Republican presidential frontrunner Donald Trump continued his attacks on nearest rival, conservative Texas senator Ted Cruz, calling him "a liar" and saying that he has a "mental problem".
As the White House race heads towards the third nominating contest on Saturday – the primary in South Carolina for Republicans and the Nevada caucuses for Democrats – the candidates are stepping up campaigning across both states.
Mr Trump, the brash businessman leading the Republican primary race, has said that he was "very seriously" considering suing Mr Cruz about his eligibility to run for president because of his birth in Canada if the Texan doesn't end attacks against him and "retract his lies".
The New York billionaire has accused the conservative firebrand of misleading voters about his stance on abortion and his position on President Barack Obama’s signature healthcare insurance law.

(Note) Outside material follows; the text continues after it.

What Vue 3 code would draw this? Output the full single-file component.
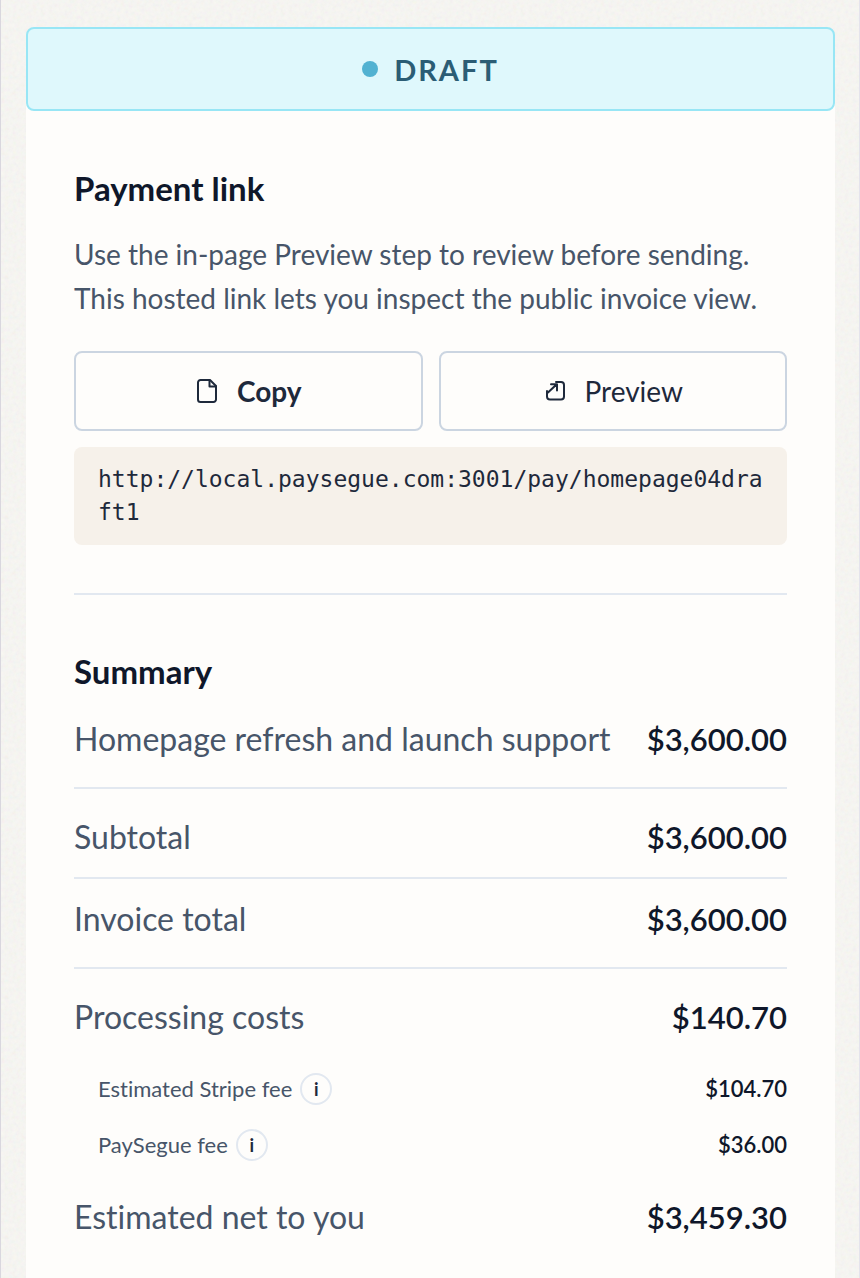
<script setup>
import { ref, computed } from 'vue';

const link = ref('http://local.paysegue.com:3001/pay/homepage04draft1');
const items = ref([{ name: 'Homepage refresh and launch support', amount: 3600 }]);
const fees = ref([
  { name: 'Estimated Stripe fee', amount: 104.7 },
  { name: 'PaySegue fee', amount: 36 },
]);

const sum = (list) => list.reduce((total, entry) => total + entry.amount, 0);

const subtotal = computed(() => sum(items.value));
const processing = computed(() => sum(fees.value));
const net = computed(() => subtotal.value - processing.value);

const money = (value) =>
  value.toLocaleString('en-US', { style: 'currency', currency: 'USD' });

const copyLink = () => {
  navigator.clipboard?.writeText(link.value);
};
</script>

<template>
  <main class="page">
    <div class="status">
      <span class="dot"></span>
      <span>DRAFT</span>
    </div>

    <div class="card">
      <section class="payment">
        <h2>Payment link</h2>
        <p class="hint">
          Use the in-page Preview step to review before sending. This hosted
          link lets you inspect the public invoice view.
        </p>

        <div class="actions">
          <button type="button" class="action strong" @click="copyLink">
            <svg class="icon" viewBox="0 0 24 28" aria-hidden="true">
              <path d="M5.500 3H15l6 6v13.500a2.500 2.500 0 0 1-2.500 2.500h-13A2.500 2.500 0 0 1 3 22.500V5.500A2.500 2.500 0 0 1 5.500 3z" />
              <path d="M14.500 3.500v6H21" />
            </svg>
            Copy
          </button>
          <a class="action" :href="link">
            <svg class="icon" viewBox="0 0 24 28" aria-hidden="true">
              <path d="M13 5h5a3 3 0 0 1 3 3v11.500a3 3 0 0 1-3 3H7a3 3 0 0 1-3-3V14" />
              <path d="M5 15.500L13.500 7.500M8 7.200h6v6.300" />
            </svg>
            Preview
          </a>
        </div>

        <code class="url">{{ link }}</code>
      </section>

      <section class="summary">
        <h2>Summary</h2>

        <dl>
          <div v-for="item in items" :key="item.name" class="row item">
            <dt>{{ item.name }}</dt>
            <dd>{{ money(item.amount) }}</dd>
          </div>
          <div class="row subtotal">
            <dt>Subtotal</dt>
            <dd>{{ money(subtotal) }}</dd>
          </div>
          <div class="row total">
            <dt>Invoice total</dt>
            <dd>{{ money(subtotal) }}</dd>
          </div>
          <div class="row processing">
            <dt>Processing costs</dt>
            <dd>{{ money(processing) }}</dd>
          </div>
          <div v-for="fee in fees" :key="fee.name" class="row fee">
            <dt>
              {{ fee.name }}
              <button type="button" class="info" :aria-label="'About ' + fee.name">i</button>
            </dt>
            <dd>{{ money(fee.amount) }}</dd>
          </div>
          <div class="row net">
            <dt>Estimated net to you</dt>
            <dd>{{ money(net) }}</dd>
          </div>
        </dl>
      </section>
    </div>
  </main>
</template>

<style>
body {
  background: #f6f5f1;
}
</style>

<style scoped>
.page {
  box-sizing: border-box;
  min-height: 100vh;
  display: flex;
  flex-direction: column;
  padding: 27px 24px 0 25px;
  border-left: 1px solid #d9d7de;
  border-right: 1px solid #e4e3ec;
  background-color: #f8f7f3;
  /* paper grain */
  background-image: url("data:image/svg+xml,%3Csvg xmlns='http://www.w3.org/2000/svg' width='240' height='240'%3E%3Cfilter id='n'%3E%3CfeTurbulence type='fractalNoise' baseFrequency='0.25' numOctaves='3' stitchTiles='stitch'/%3E%3C/filter%3E%3Crect width='240' height='240' filter='url(%23n)' opacity='0.1'/%3E%3C/svg%3E");
  font-family: Lato, "Liberation Sans", sans-serif;
  font-variant-ligatures: none;
  color: #0f172a;
}

.status {
  position: relative;
  display: flex;
  align-items: center;
  justify-content: center;
  gap: 16px;
  box-sizing: border-box;
  height: 84px;
  border: 2px solid #98e6f5;
  border-radius: 8px;
  background: #dff8fc;
  color: #2b5d75;
  font-size: 29px;
  font-weight: 700;
  letter-spacing: 2px;
}

.dot {
  width: 16px;
  height: 16px;
  border-radius: 50%;
  background: #52b2d1;
}

.card {
  flex: 1;
  margin-top: -8px;
  padding: 8px 48px 32px;
  background: #fefdfb;
}

h2 {
  margin: 0;
  font-size: 33px;
  line-height: 40px;
  font-weight: 700;
}

.payment {
  padding: 57px 0 48px;
  border-bottom: 2px solid #e2e8f0;
}

.hint {
  margin: 24px 0 31px;
  font-size: 28px;
  line-height: 44px;
  color: #475569;
}

.actions {
  display: grid;
  grid-template-columns: 1fr 1fr;
  gap: 16px;
}

.action {
  display: flex;
  align-items: center;
  justify-content: center;
  gap: 18px;
  box-sizing: border-box;
  height: 80px;
  border: 2px solid #cbd5e1;
  border-radius: 8px;
  background: transparent;
  color: #1e293b;
  font-family: inherit;
  font-size: 28px;
  font-weight: 400;
  text-decoration: none;
  cursor: pointer;
}

.action.strong {
  font-weight: 700;
}

.icon {
  width: 24px;
  height: 28px;
  fill: none;
  stroke: currentColor;
  stroke-width: 2;
  stroke-linecap: round;
  stroke-linejoin: round;
}

.url {
  display: block;
  margin-top: 16px;
  padding: 16px 24px;
  border-radius: 8px;
  background: #f6f1ea;
  color: #1e293b;
  font-family: "DejaVu Sans Mono", monospace;
  font-size: 23px;
  line-height: 33px;
  word-break: break-all;
}

.summary {
  padding-top: 56px;
}

dl {
  margin: 24px 0 0;
}

.row {
  display: flex;
  align-items: center;
  justify-content: space-between;
  gap: 24px;
  font-size: 32px;
  line-height: 48px;
}

dt {
  color: #475569;
}

dd {
  margin: 0;
  font-size: 31px;
  font-weight: 600;
}

.item {
  padding-bottom: 24px;
  border-bottom: 2px solid #e2e8f0;
}

.subtotal {
  padding: 24px 0 16px;
  border-bottom: 2px solid #e2e8f0;
}

.total {
  padding: 16px 0 24px;
  border-bottom: 2px solid #e2e8f0;
}

.processing {
  padding-top: 24px;
}

.fee {
  margin-top: 24px;
  padding-left: 24px;
  font-size: 22px;
  line-height: 32px;
}

.fee dd {
  font-size: 22px;
}

.processing + .fee {
  margin-top: 32px;
}

.fee dt {
  display: flex;
  align-items: center;
  gap: 8px;
}

.info {
  box-sizing: border-box;
  width: 32px;
  height: 32px;
  padding: 0;
  border: 2px solid #e2e8f0;
  border-radius: 50%;
  background: transparent;
  color: #1e293b;
  font-family: inherit;
  font-size: 18px;
  font-weight: 700;
  line-height: 28px;
  cursor: pointer;
}

.net {
  margin-top: 32px;
}
</style>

"Ted Cruz is a liar, Mr Trump told ABC News TV show Good Morning America. "I think he's a very unstable person. I have never had somebody take something you believe in and say the exact opposite."
The tycoon came second to Mr Cruz in the inaugural presidential contest in Iowa but won in New Hampshire eight days later.
Mr Trump again criticised former president George W Bush for the September 11, 2001 attacks yesterday, saying that had the businessman's own immigration policies been in place at the time, the hijackers would not have been in the country "for the most part".
“I don’t know if [Bush] lied or not,” he said.
Mr Cruz on Monday accused Mr Trump of siding with liberal film-maker Michael Moore and "the extreme fever-swamp left wing" in calling for the impeachment of George W Bush over Iraq.
Campaigning for his brother Jeb in a bid to breathe life into his flagging presidential bid, Mr Bush attacked Mr Trump’s name-calling and bombastic campaign without naming the businessman.
““Strength is not empty rhetoric. It is not bluster. It is not theatrics,” Mr Bush told a rally in South Carolina on Monday night in his first appearance for his brother on the campaign trail.
“Real strength, strength of purpose, comes from integrity and character, and in my experience, the strongest person isn’t usually the loudest one in the room.”
A new South Carolina poll of Republicans, by local newspaper The State and Public Policy Polling, showed Mr Trump as the runaway leader with 35 per cent support, followed by Mr Cruz on 18 per cent. Mr Bush is in fifth place with 7 per cent.
The same poll on the Democratic side showed Mrs Clinton with a 21-point lead over her rival, Vermont democratic socialist senator Bernie Sanders, ahead of the state's Democratic contest on February 27th.
Mr Sanders is first trying to erode the “firewall” Mrs Clinton’s team maintains she has in Nevada among Latinos by outspending her in television ads by roughly two to one and appealing to young and working-class Hispanics with his anti-Wall Street message in a state that was badly affected by the financial crisis.
Other ads are not going so well for some candidates. A new TV ad promoting Republican Marco Rubio, promising a return to "morning in America", shows the sun rising over the Canadian city of Vancouver.
Mr Rubio’s campaign told news website Buzzfeed that the use of the clip in the ad was a mistake.